I met my girlfriend through Orphan Black.
Every comment I receive on my fanfiction is special to me, but one in particular will always hold more weight than the others.
In mid-October, after I posted Chapter 4 of my Foreign Bodies fic on Tumblr, I received the following comment: “This is incredible. I really adore your writing style. Thank you.”
Good grammar, flattery, and thanks—how could a writer resist?
I let it sit overnight, smiling every now and then as it popped in and out of my mind. The next morning, clear-headed, I responded. Thank goodness I responded.
What followed were months of talking back and forth. First Tumblr messages, then emails, then texts, and finally our first phone call, which lasted five hours. There was one Skype session but it was completely nerve-wracking, possibly quite awkward, and rarely discussed.

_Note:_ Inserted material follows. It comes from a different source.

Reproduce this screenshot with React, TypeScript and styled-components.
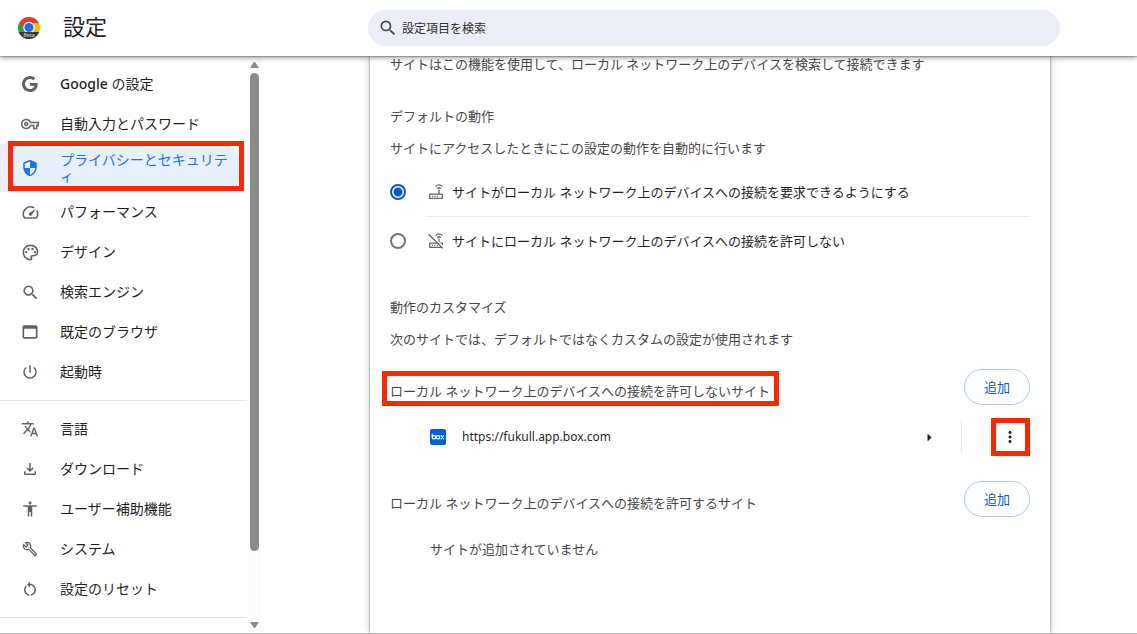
import React from 'react';
import styled, { createGlobalStyle } from 'styled-components';
import {
  MdAccessibility,
  MdMoreVert,
  MdOutlineBuild,
  MdOutlineFileDownload,
  MdOutlinePalette,
  MdOutlineVpnKey,
  MdPowerSettingsNew,
  MdRestartAlt,
  MdSearch,
  MdSecurity,
  MdSpeed,
  MdTranslate,
  MdWebAsset,
} from 'react-icons/md';

const GlobalStyle = createGlobalStyle`
  *, *::before, *::after { box-sizing: border-box; }
  body {
    margin: 0;
    background: #fff;
    color: #1f1f1f;
    font-family: "Noto Sans", "Noto Sans CJK JP", sans-serif;
    font-size: 13px;
    line-height: 20px;
  }
  button, input { font: inherit; }
`;

const Page = styled.div`
  display: flex;
  flex-direction: column;
  height: 100vh;
  overflow: hidden;
  border-bottom: 1px solid #b0b0b0;
`;

const Toolbar = styled.header`
  position: relative;
  z-index: 2;
  flex: none;
  display: flex;
  align-items: center;
  height: 56px;
  background: #fff;
  box-shadow: 0 1px 1px rgba(0, 0, 0, 0.2), 0 2px 5px rgba(0, 0, 0, 0.36);
`;

const Brand = styled.div`
  flex: none;
  display: flex;
  align-items: center;
  gap: 22px;
  width: 291px;
  padding-left: 17px;
`;

const Title = styled.h1`
  margin: 0;
  padding-bottom: 4px;
  font-size: 22px;
  line-height: 28px;
  font-weight: 400;
`;

const SearchArea = styled.div`
  flex: 1;
  display: flex;
  justify-content: center;
`;

const SearchBox = styled.label`
  display: flex;
  align-items: center;
  gap: 4px;
  width: 100%;
  max-width: 692px;
  height: 36px;
  padding: 0 10px;
  border-radius: 18px;
  background: #ebeef8;
  color: #474747;
`;

const SearchInput = styled.input`
  flex: 1;
  min-width: 0;
  padding: 2px 0 0;
  border: 0;
  outline: 0;
  background: transparent;
  font-size: 12px;
  &::placeholder { color: #303030; opacity: 1; }
`;

const Body = styled.div`
  flex: 1;
  min-height: 0;
  display: flex;
`;

const Sidebar = styled.aside`
  flex: none;
  display: flex;
  width: 283px;
`;

const Nav = styled.nav`
  width: 247px;
  padding-top: 8px;
`;

const NavLink = styled.a<{ $active?: boolean }>`
  position: relative;
  display: flex;
  align-items: center;
  gap: 20px;
  min-height: 40px;
  margin-right: 4px;
  padding: 8px 14px 8px 20px;
  border-radius: 0 24px 24px 0;
  background: ${(p) => (p.$active ? '#e8f0fe' : 'transparent')};
  color: ${(p) => (p.$active ? '#1a73e8' : '#1f1f1f')};
  font-size: 14px;
  line-height: 16px;
  font-weight: 400;
  text-decoration: none;
`;

const NavIcon = styled.span<{ $active?: boolean }>`
  flex: none;
  display: flex;
  justify-content: center;
  width: 20px;
  color: ${(p) => (p.$active ? '#1a73e8' : '#5f6368')};
`;

const Brandname = styled.span`
  font-weight: 500;
`;

const Divider = styled.hr`
  height: 1px;
  margin: 8px 0;
  border: 0;
  background: #e4e4e4;
`;

const ScrollTrack = styled.div`
  display: flex;
  flex-direction: column;
  align-items: center;
  justify-content: space-between;
  width: 15px;
  padding: 4px 0 3px;
  background: #fcfcfc;
`;

const ScrollThumb = styled.div`
  flex: 1;
  display: flex;
  padding: 4px 0 70px;
  &::before {
    content: '';
    width: 9px;
    border-radius: 5px;
    background: #8b8b8b;
  }
`;

const Main = styled.main`
  flex: 1;
  min-width: 0;
  display: flex;
  justify-content: center;
`;

const Card = styled.section`
  width: 100%;
  max-width: 680px;
  padding: 0 20px;
  background: #fff;
  box-shadow: 0 0 2px rgba(0, 0, 0, 0.5), 0 0 8px rgba(0, 0, 0, 0.22);
`;

const Intro = styled.p`
  margin: 0 0 34px;
  line-height: 16px;
  color: #474747;
`;

const SectionTitle = styled.h2`
  margin: 0 0 12px;
  font-size: 13px;
  font-weight: 400;
  color: #474747;
`;

const SectionText = styled.p`
  margin: 0;
  color: #474747;
`;

const Choices = styled.div`
  margin: 10px 0 32px;
`;

const Choice = styled.label`
  display: flex;
  align-items: center;
  height: 48px;
`;

const ChoiceDivider = styled.hr`
  height: 1px;
  margin: 0 0 0 36px;
  border: 0;
  background: #ececec;
`;

const Radio = styled.input`
  appearance: none;
  flex: none;
  width: 16px;
  height: 16px;
  margin: 0;
  border: 2px solid #757575;
  border-radius: 50%;
  &:checked {
    border-color: #0b57d0;
    background: radial-gradient(circle, #0b57d0 4px, transparent 5px);
  }
`;

const ChoiceBody = styled.span`
  flex: 1;
  display: flex;
  align-items: center;
  gap: 8px;
  margin-left: 22px;
  svg { color: #5f6368; }
`;

const ListHeader = styled.div`
  display: flex;
  align-items: flex-end;
  justify-content: space-between;
  margin-top: 20px;
`;

const ListTitle = styled.h3`
  position: relative;
  margin: 0 0 4px;
  font-size: 13px;
  font-weight: 400;
  color: #474747;
`;

const AddButton = styled.button`
  width: 66px;
  height: 36px;
  padding: 0;
  border: 1px solid #a8c7fa;
  border-radius: 18px;
  background: #fff;
  color: #0b57d0;
`;

const SiteRow = styled.div`
  display: flex;
  align-items: center;
  height: 48px;
  margin-top: 8px;
  padding: 0 2px 0 40px;
`;

const SiteName = styled.span`
  flex: 1;
  margin-left: 16px;
  font-size: 12px;
`;

const IconButton = styled.button`
  position: relative;
  display: flex;
  align-items: center;
  justify-content: center;
  width: 36px;
  height: 36px;
  padding: 0;
  border: 0;
  background: transparent;
  color: #1f1f1f;
`;

const Separator = styled.span`
  width: 1px;
  height: 32px;
  margin: 0 30px 0 14px;
  background: #e4e4e4;
`;

const EmptyList = styled.p`
  margin: 8px 0 0;
  padding-left: 40px;
  line-height: 48px;
  color: #474747;
`;

const Highlight = styled.span<{ $inset: string }>`
  position: absolute;
  z-index: 1;
  inset: ${(p) => p.$inset};
  border: 5px solid #ff2600;
  pointer-events: none;
`;

const ChromeLogo = () => (
  <svg width="24" height="24" viewBox="0 0 24 24" aria-hidden="true">
    <defs>
      <clipPath id="disc"><circle cx="12" cy="12" r="11" /></clipPath>
    </defs>
    <g clipPath="url(#disc)">
      <rect width="24" height="24" fill="#fbbc04" />
      <path d="M0 0h24v7H12L7.500 14.500 1 5z" fill="#e33b2e" />
      <path d="M2.300 6.200 7.600 14.600 12 17v7H0V6z" fill="#2da04a" />
      <circle cx="12" cy="11.500" r="5.700" fill="#fff" />
      <circle cx="12" cy="11.500" r="4.600" fill="#1a73e8" />
      <rect y="16" width="24" height="8" fill="#35363a" />
    </g>
    <text x="12" y="21" textAnchor="middle" fontSize="5" fontWeight="600" fill="#c8c8c8">Beta</text>
  </svg>
);

const GoogleG = () => (
  <svg width="18" height="18" viewBox="0 0 18 18" fill="currentColor" aria-hidden="true">
    <path d="M16.58 8H9v2.75h4.47c-.24 1.200-1.420 3.270-4.470 3.270-2.720 0-4.930-2.250-4.930-5.020S6.280 3.980 9 3.980c1.540 0 2.570.66 3.170 1.220l2.190-2.120C12.970 1.790 11.160 1 9 1 4.580 1 1 4.580 1 9s3.580 8 8 8c4.620 0 7.680-3.250 7.680-7.820 0-.46-.04-.83-.1-1.180z" />
  </svg>
);

const Router = ({ off = false }: { off?: boolean }) => (
  <svg width="16" height="16" viewBox="0 0 16 16" fill="none" stroke="currentColor" strokeWidth="1.300" aria-hidden="true">
    <rect x="1.650" y="10.150" width="12.700" height="4.200" rx="0.600" />
    <path d="M11 5.500V10M7.600 2.600Q11-.8 14.400 2.600M9.200 4.500Q11 3 12.800 4.500" />
    <path d="M3.800 12.300h1.300M6.300 12.300h1.300M8.800 12.300h1.300" />
    {off && (
      <>
        <path d="M1.500.2 15.800 14.500" stroke="#fff" strokeWidth="1.400" />
        <path d="M.6 1.200 14.800 15.400" />
      </>
    )}
  </svg>
);

const BoxFavicon = () => (
  <svg width="16" height="16" viewBox="0 0 16 16" aria-hidden="true">
    <rect width="16" height="16" rx="2" fill="#0061d5" />
    <g fill="none" stroke="#fff" strokeWidth="1.100" strokeLinecap="round">
      <path d="M2.200 5v3.500" />
      <circle cx="4" cy="8.300" r="1.700" />
      <circle cx="8" cy="8.300" r="1.700" />
      <path d="m11 6.700 2.700 3.300M13.700 6.700 11 10" />
    </g>
  </svg>
);

const Triangle = ({ d }: { d: string }) => (
  <svg width="9" height="9" viewBox="0 0 9 9" aria-hidden="true">
    <path d={d} fill="currentColor" stroke="currentColor" strokeLinejoin="round" />
  </svg>
);

const ScrollArrow = styled.span`
  display: flex;
  color: #8b8b8b;
`;

interface Entry {
  label: React.ReactNode;
  icon: React.ReactNode;
  active?: boolean;
}

const primary: Entry[] = [
  { label: <><Brandname>Google</Brandname> の設定</>, icon: <GoogleG /> },
  { label: '自動入力とパスワード', icon: <MdOutlineVpnKey size={18} /> },
  { label: 'プライバシーとセキュリティ', icon: <MdSecurity size={18} />, active: true },
  { label: 'パフォーマンス', icon: <MdSpeed size={19} /> },
  { label: 'デザイン', icon: <MdOutlinePalette size={19} /> },
  { label: '検索エンジン', icon: <MdSearch size={19} /> },
  { label: '既定のブラウザ', icon: <MdWebAsset size={20} /> },
  { label: '起動時', icon: <MdPowerSettingsNew size={18} /> },
];

const secondary: Entry[] = [
  { label: '言語', icon: <MdTranslate size={18} /> },
  { label: 'ダウンロード', icon: <MdOutlineFileDownload size={18} /> },
  { label: 'ユーザー補助機能', icon: <MdAccessibility size={18} /> },
  { label: 'システム', icon: <MdOutlineBuild size={16} /> },
  { label: '設定のリセット', icon: <MdRestartAlt size={18} /> },
];

const NavItems = ({ items }: { items: Entry[] }) => (
  <>
    {items.map((item, i) => (
      <NavLink key={i} href="#" $active={item.active}>
        <NavIcon $active={item.active}>{item.icon}</NavIcon>
        <span>{item.label}</span>
        {item.active && <Highlight $inset="-3px -1px 1px 8px" />}
      </NavLink>
    ))}
  </>
);

export default function App() {
  return (
    <>
      <GlobalStyle />
      <Page>
        <Toolbar>
          <Brand>
            <ChromeLogo />
            <Title>設定</Title>
          </Brand>
          <SearchArea>
            <SearchBox>
              <MdSearch size={20} />
              <SearchInput type="search" placeholder="設定項目を検索" aria-label="設定項目を検索" />
            </SearchBox>
          </SearchArea>
        </Toolbar>
        <Body>
          <Sidebar>
            <Nav>
              <NavItems items={primary} />
              <Divider />
              <NavItems items={secondary} />
              <Divider />
            </Nav>
            <ScrollTrack>
              <ScrollArrow><Triangle d="M4.500 2 8.300 7.500H.7z" /></ScrollArrow>
              <ScrollThumb />
              <ScrollArrow><Triangle d="M4.500 7 8.300 1.500H.7z" /></ScrollArrow>
            </ScrollTrack>
          </Sidebar>
          <Main>
            <Card>
              <Intro>サイトはこの機能を使用して、ローカル ネットワーク上のデバイスを検索して接続できます</Intro>

              <SectionTitle>デフォルトの動作</SectionTitle>
              <SectionText>サイトにアクセスしたときにこの設定の動作を自動的に行います</SectionText>
              <Choices>
                <Choice>
                  <Radio type="radio" name="access" defaultChecked />
                  <ChoiceBody>
                    <Router />
                    サイトがローカル ネットワーク上のデバイスへの接続を要求できるようにする
                  </ChoiceBody>
                </Choice>
                <ChoiceDivider />
                <Choice>
                  <Radio type="radio" name="access" />
                  <ChoiceBody>
                    <Router off />
                    サイトにローカル ネットワーク上のデバイスへの接続を許可しない
                  </ChoiceBody>
                </Choice>
              </Choices>

              <SectionTitle>動作のカスタマイズ</SectionTitle>
              <SectionText>次のサイトでは、デフォルトではなくカスタムの設定が使用されます</SectionText>

              <ListHeader>
                <ListTitle>
                  ローカル ネットワーク上のデバイスへの接続を許可しないサイト
                  <Highlight $inset="-10px -9px -5px -8px" />
                </ListTitle>
                <AddButton type="button">追加</AddButton>
              </ListHeader>
              <SiteRow>
                <BoxFavicon />
                <SiteName>https://fukull.app.box.com</SiteName>
                <IconButton type="button" aria-label="詳細">
                  <Triangle d="M3 1.500v6l3-3z" />
                </IconButton>
                <Separator />
                <IconButton type="button" aria-label="その他の操作">
                  <MdMoreVert size={18} />
                  <Highlight $inset="-1px -2px -1px -1px" />
                </IconButton>
              </SiteRow>

              <ListHeader>
                <ListTitle>ローカル ネットワーク上のデバイスへの接続を許可するサイト</ListTitle>
                <AddButton type="button">追加</AddButton>
              </ListHeader>
              <EmptyList>サイトが追加されていません</EmptyList>
            </Card>
          </Main>
        </Body>
      </Page>
    </>
  );
}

My job allowed me to work remotely from New York, and her job in Nashville had her taking night shifts. So our days were spent bouncing between modes of communication, making light of the day-to-day mundaneness, and telling old stories for new ears. There was so much to learn, so much to like.
By December, she’d booked a trip to visit me in January. The romance of being far away was starting to wear off. We just wanted to see each other. Now all we had to do was wait—the torture!
We filled the time by creating art for each other. As a musician, she wrote songs for me. As a writer, I wrote fanfiction for her, some AU fantasies in which we actually lived closer. After all, it’s the writing that brought us together in the first place.
One thousand years (one month) later, she finally arrived in New York. Two seconds (five days) later, she was headed back to Nashville. What now?
We were both at transitional points in our lives, starting new jobs and not knowing where to put ourselves. Back in our separate cities, communication became painful; distance felt impossible. And we soon realized that in order to give “us” a chance, we needed to be in the same place.
By the end of January, she picked up and moved to New York. We quickly cobbled together our own little life in my tiny Lower East Side studio, supporting each other through new career paths and artistic pursuits, all the while counting down the days to season 2.
And just to tie this craziness in a bow, the other week (after we got back from seeing the five-tiered Orphan Black billboard in Times Square), I went on Tumblr (naturally), and saw that there is going to be a special, fan screening of the season 2 premiere at the Sunshine Cinema in downtown New York—the Sunshine Cinema that happens to be five blocks from the apartment we now share.
Fact: Hiatuses suck. But never underestimate what can happen between seasons.